Keep the images out and copy every entry below exactly.

Data extracted from a collection
'''

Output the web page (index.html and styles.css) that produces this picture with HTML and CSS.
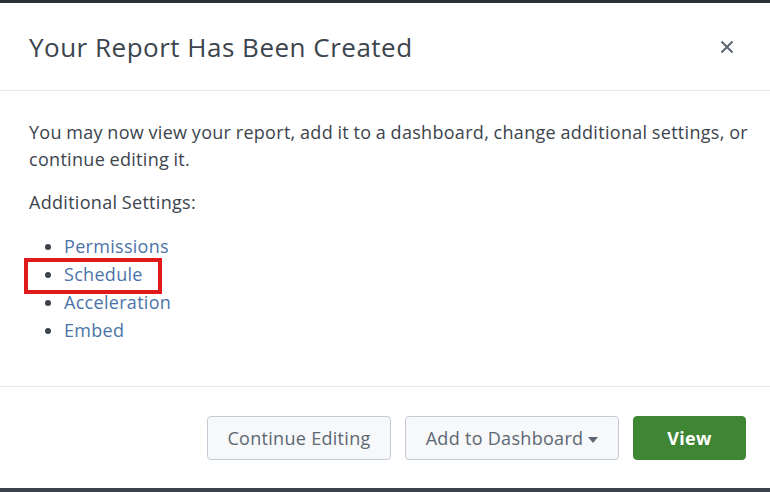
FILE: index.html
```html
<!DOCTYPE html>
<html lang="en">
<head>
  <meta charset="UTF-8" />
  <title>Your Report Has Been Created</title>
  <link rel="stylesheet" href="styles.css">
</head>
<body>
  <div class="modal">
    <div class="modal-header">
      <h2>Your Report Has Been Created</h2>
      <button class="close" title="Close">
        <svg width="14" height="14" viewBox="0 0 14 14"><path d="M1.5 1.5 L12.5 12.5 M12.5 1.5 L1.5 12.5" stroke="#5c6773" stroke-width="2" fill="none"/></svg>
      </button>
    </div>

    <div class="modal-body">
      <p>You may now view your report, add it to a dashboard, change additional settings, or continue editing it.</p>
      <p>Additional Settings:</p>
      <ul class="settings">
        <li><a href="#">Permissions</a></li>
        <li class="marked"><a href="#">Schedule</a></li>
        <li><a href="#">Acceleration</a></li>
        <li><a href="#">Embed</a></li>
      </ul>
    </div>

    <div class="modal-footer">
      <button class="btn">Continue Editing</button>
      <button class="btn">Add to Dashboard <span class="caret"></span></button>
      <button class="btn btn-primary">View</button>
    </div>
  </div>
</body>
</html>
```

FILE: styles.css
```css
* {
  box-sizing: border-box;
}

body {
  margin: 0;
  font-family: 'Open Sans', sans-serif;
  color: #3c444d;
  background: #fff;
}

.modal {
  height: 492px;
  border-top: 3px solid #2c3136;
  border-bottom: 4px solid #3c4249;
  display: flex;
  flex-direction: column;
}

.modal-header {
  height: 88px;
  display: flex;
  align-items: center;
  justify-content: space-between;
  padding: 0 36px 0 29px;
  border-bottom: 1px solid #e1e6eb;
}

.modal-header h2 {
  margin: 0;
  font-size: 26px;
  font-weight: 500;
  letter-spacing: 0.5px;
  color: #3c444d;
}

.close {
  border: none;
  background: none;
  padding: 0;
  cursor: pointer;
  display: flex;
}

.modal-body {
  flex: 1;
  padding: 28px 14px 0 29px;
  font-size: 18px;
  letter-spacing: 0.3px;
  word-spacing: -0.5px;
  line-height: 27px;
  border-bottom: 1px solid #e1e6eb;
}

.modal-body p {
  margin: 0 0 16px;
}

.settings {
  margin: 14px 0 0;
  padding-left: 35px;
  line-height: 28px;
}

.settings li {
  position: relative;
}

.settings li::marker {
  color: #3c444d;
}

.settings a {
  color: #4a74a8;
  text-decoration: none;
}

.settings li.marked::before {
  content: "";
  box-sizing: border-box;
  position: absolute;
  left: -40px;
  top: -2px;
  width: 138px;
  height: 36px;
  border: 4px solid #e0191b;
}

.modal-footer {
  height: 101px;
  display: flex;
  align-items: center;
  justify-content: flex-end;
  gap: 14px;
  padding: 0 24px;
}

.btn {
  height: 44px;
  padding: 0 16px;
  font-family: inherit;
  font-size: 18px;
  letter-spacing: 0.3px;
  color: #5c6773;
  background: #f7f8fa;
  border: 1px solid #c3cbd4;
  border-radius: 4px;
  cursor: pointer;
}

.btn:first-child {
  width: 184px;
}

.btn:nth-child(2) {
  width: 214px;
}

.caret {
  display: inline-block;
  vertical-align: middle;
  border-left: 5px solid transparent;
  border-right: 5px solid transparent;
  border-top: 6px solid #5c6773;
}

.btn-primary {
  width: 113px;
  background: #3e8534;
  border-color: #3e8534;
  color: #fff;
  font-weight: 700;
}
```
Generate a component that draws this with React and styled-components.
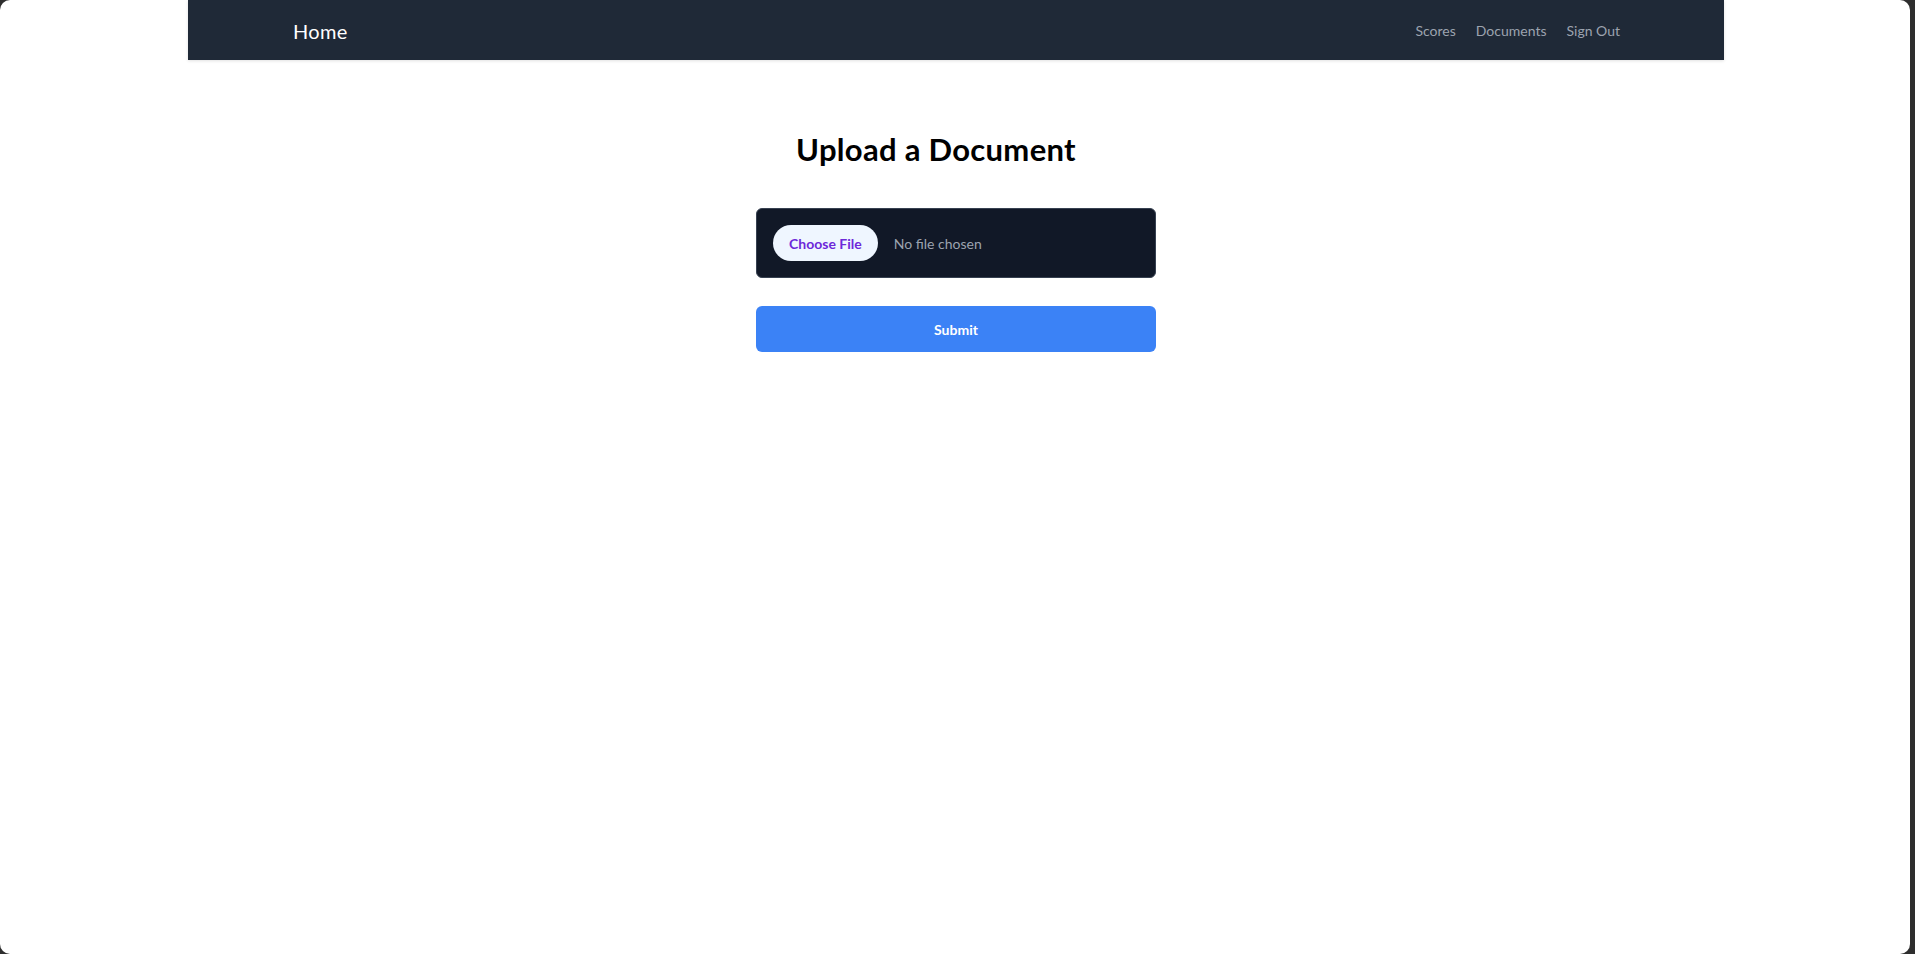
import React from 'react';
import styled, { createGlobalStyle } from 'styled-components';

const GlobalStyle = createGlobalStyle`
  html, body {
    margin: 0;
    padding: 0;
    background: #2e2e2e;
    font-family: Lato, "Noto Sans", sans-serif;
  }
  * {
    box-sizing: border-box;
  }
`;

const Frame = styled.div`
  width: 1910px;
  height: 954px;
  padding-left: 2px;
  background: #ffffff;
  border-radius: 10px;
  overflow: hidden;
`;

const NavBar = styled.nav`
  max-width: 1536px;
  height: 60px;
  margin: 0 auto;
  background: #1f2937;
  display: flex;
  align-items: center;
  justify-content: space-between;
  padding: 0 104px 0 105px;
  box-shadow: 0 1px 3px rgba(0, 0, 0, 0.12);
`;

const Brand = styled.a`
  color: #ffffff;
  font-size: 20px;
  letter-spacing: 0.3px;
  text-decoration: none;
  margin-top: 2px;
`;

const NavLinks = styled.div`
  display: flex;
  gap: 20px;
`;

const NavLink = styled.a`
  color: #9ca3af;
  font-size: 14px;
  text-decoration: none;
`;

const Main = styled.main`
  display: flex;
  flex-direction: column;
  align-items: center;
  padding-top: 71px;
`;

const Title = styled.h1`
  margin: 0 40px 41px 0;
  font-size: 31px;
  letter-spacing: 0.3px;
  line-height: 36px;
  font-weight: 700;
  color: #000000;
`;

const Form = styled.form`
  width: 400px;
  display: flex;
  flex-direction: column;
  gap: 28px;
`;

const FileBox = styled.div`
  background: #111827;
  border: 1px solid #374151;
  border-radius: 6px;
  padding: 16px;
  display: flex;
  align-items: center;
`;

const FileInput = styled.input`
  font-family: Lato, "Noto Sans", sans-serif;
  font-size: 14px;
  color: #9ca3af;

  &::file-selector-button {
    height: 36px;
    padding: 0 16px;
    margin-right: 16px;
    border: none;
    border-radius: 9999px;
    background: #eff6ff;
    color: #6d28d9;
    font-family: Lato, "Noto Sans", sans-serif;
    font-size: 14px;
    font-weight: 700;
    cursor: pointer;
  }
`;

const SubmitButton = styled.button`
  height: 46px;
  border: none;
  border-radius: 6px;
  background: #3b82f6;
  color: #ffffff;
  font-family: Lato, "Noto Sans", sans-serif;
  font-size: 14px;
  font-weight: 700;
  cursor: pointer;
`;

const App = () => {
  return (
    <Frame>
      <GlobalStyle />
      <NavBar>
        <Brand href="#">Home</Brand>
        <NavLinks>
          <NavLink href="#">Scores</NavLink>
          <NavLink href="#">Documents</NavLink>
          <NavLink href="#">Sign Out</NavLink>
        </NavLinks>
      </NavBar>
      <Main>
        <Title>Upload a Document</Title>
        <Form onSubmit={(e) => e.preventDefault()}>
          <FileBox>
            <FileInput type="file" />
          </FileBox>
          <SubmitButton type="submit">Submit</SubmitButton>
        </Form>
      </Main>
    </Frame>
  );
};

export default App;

'''

### Response below
Output the web page (index.html and styles.css) that produces this picture with HTML and CSS.
FILE: index.html
```html
<!DOCTYPE html>
<html lang="en">
<head>
  <meta charset="UTF-8" />
  <title>Your Report Has Been Created</title>
  <link rel="stylesheet" href="styles.css">
</head>
<body>
  <div class="modal">
    <div class="modal-header">
      <h2>Your Report Has Been Created</h2>
      <button class="close" title="Close">
        <svg width="14" height="14" viewBox="0 0 14 14"><path d="M1.5 1.5 L12.5 12.5 M12.5 1.5 L1.5 12.5" stroke="#5c6773" stroke-width="2" fill="none"/></svg>
      </button>
    </div>

    <div class="modal-body">
      <p>You may now view your report, add it to a dashboard, change additional settings, or continue editing it.</p>
      <p>Additional Settings:</p>
      <ul class="settings">
        <li><a href="#">Permissions</a></li>
        <li class="marked"><a href="#">Schedule</a></li>
        <li><a href="#">Acceleration</a></li>
        <li><a href="#">Embed</a></li>
      </ul>
    </div>

    <div class="modal-footer">
      <button class="btn">Continue Editing</button>
      <button class="btn">Add to Dashboard <span class="caret"></span></button>
      <button class="btn btn-primary">View</button>
    </div>
  </div>
</body>
</html>
```

FILE: styles.css
```css
* {
  box-sizing: border-box;
}

body {
  margin: 0;
  font-family: 'Open Sans', sans-serif;
  color: #3c444d;
  background: #fff;
}

.modal {
  height: 492px;
  border-top: 3px solid #2c3136;
  border-bottom: 4px solid #3c4249;
  display: flex;
  flex-direction: column;
}

.modal-header {
  height: 88px;
  display: flex;
  align-items: center;
  justify-content: space-between;
  padding: 0 36px 0 29px;
  border-bottom: 1px solid #e1e6eb;
}

.modal-header h2 {
  margin: 0;
  font-size: 26px;
  font-weight: 500;
  letter-spacing: 0.5px;
  color: #3c444d;
}

.close {
  border: none;
  background: none;
  padding: 0;
  cursor: pointer;
  display: flex;
}

.modal-body {
  flex: 1;
  padding: 28px 14px 0 29px;
  font-size: 18px;
  letter-spacing: 0.3px;
  word-spacing: -0.5px;
  line-height: 27px;
  border-bottom: 1px solid #e1e6eb;
}

.modal-body p {
  margin: 0 0 16px;
}

.settings {
  margin: 14px 0 0;
  padding-left: 35px;
  line-height: 28px;
}

.settings li {
  position: relative;
}

.settings li::marker {
  color: #3c444d;
}

.settings a {
  color: #4a74a8;
  text-decoration: none;
}

.settings li.marked::before {
  content: "";
  box-sizing: border-box;
  position: absolute;
  left: -40px;
  top: -2px;
  width: 138px;
  height: 36px;
  border: 4px solid #e0191b;
}

.modal-footer {
  height: 101px;
  display: flex;
  align-items: center;
  justify-content: flex-end;
  gap: 14px;
  padding: 0 24px;
}

.btn {
  height: 44px;
  padding: 0 16px;
  font-family: inherit;
  font-size: 18px;
  letter-spacing: 0.3px;
  color: #5c6773;
  background: #f7f8fa;
  border: 1px solid #c3cbd4;
  border-radius: 4px;
  cursor: pointer;
}

.btn:first-child {
  width: 184px;
}

.btn:nth-child(2) {
  width: 214px;
}

.caret {
  display: inline-block;
  vertical-align: middle;
  border-left: 5px solid transparent;
  border-right: 5px solid transparent;
  border-top: 6px solid #5c6773;
}

.btn-primary {
  width: 113px;
  background: #3e8534;
  border-color: #3e8534;
  color: #fff;
  font-weight: 700;
}
```
Generate a component that draws this with React and styled-components.
import React from 'react';
import styled, { createGlobalStyle } from 'styled-components';

const GlobalStyle = createGlobalStyle`
  html, body {
    margin: 0;
    padding: 0;
    background: #2e2e2e;
    font-family: Lato, "Noto Sans", sans-serif;
  }
  * {
    box-sizing: border-box;
  }
`;

const Frame = styled.div`
  width: 1910px;
  height: 954px;
  padding-left: 2px;
  background: #ffffff;
  border-radius: 10px;
  overflow: hidden;
`;

const NavBar = styled.nav`
  max-width: 1536px;
  height: 60px;
  margin: 0 auto;
  background: #1f2937;
  display: flex;
  align-items: center;
  justify-content: space-between;
  padding: 0 104px 0 105px;
  box-shadow: 0 1px 3px rgba(0, 0, 0, 0.12);
`;

const Brand = styled.a`
  color: #ffffff;
  font-size: 20px;
  letter-spacing: 0.3px;
  text-decoration: none;
  margin-top: 2px;
`;

const NavLinks = styled.div`
  display: flex;
  gap: 20px;
`;

const NavLink = styled.a`
  color: #9ca3af;
  font-size: 14px;
  text-decoration: none;
`;

const Main = styled.main`
  display: flex;
  flex-direction: column;
  align-items: center;
  padding-top: 71px;
`;

const Title = styled.h1`
  margin: 0 40px 41px 0;
  font-size: 31px;
  letter-spacing: 0.3px;
  line-height: 36px;
  font-weight: 700;
  color: #000000;
`;

const Form = styled.form`
  width: 400px;
  display: flex;
  flex-direction: column;
  gap: 28px;
`;

const FileBox = styled.div`
  background: #111827;
  border: 1px solid #374151;
  border-radius: 6px;
  padding: 16px;
  display: flex;
  align-items: center;
`;

const FileInput = styled.input`
  font-family: Lato, "Noto Sans", sans-serif;
  font-size: 14px;
  color: #9ca3af;

  &::file-selector-button {
    height: 36px;
    padding: 0 16px;
    margin-right: 16px;
    border: none;
    border-radius: 9999px;
    background: #eff6ff;
    color: #6d28d9;
    font-family: Lato, "Noto Sans", sans-serif;
    font-size: 14px;
    font-weight: 700;
    cursor: pointer;
  }
`;

const SubmitButton = styled.button`
  height: 46px;
  border: none;
  border-radius: 6px;
  background: #3b82f6;
  color: #ffffff;
  font-family: Lato, "Noto Sans", sans-serif;
  font-size: 14px;
  font-weight: 700;
  cursor: pointer;
`;

const App = () => {
  return (
    <Frame>
      <GlobalStyle />
      <NavBar>
        <Brand href="#">Home</Brand>
        <NavLinks>
          <NavLink href="#">Scores</NavLink>
          <NavLink href="#">Documents</NavLink>
          <NavLink href="#">Sign Out</NavLink>
        </NavLinks>
      </NavBar>
      <Main>
        <Title>Upload a Document</Title>
        <Form onSubmit={(e) => e.preventDefault()}>
          <FileBox>
            <FileInput type="file" />
          </FileBox>
          <SubmitButton type="submit">Submit</SubmitButton>
        </Form>
      </Main>
    </Frame>
  );
};

export default App;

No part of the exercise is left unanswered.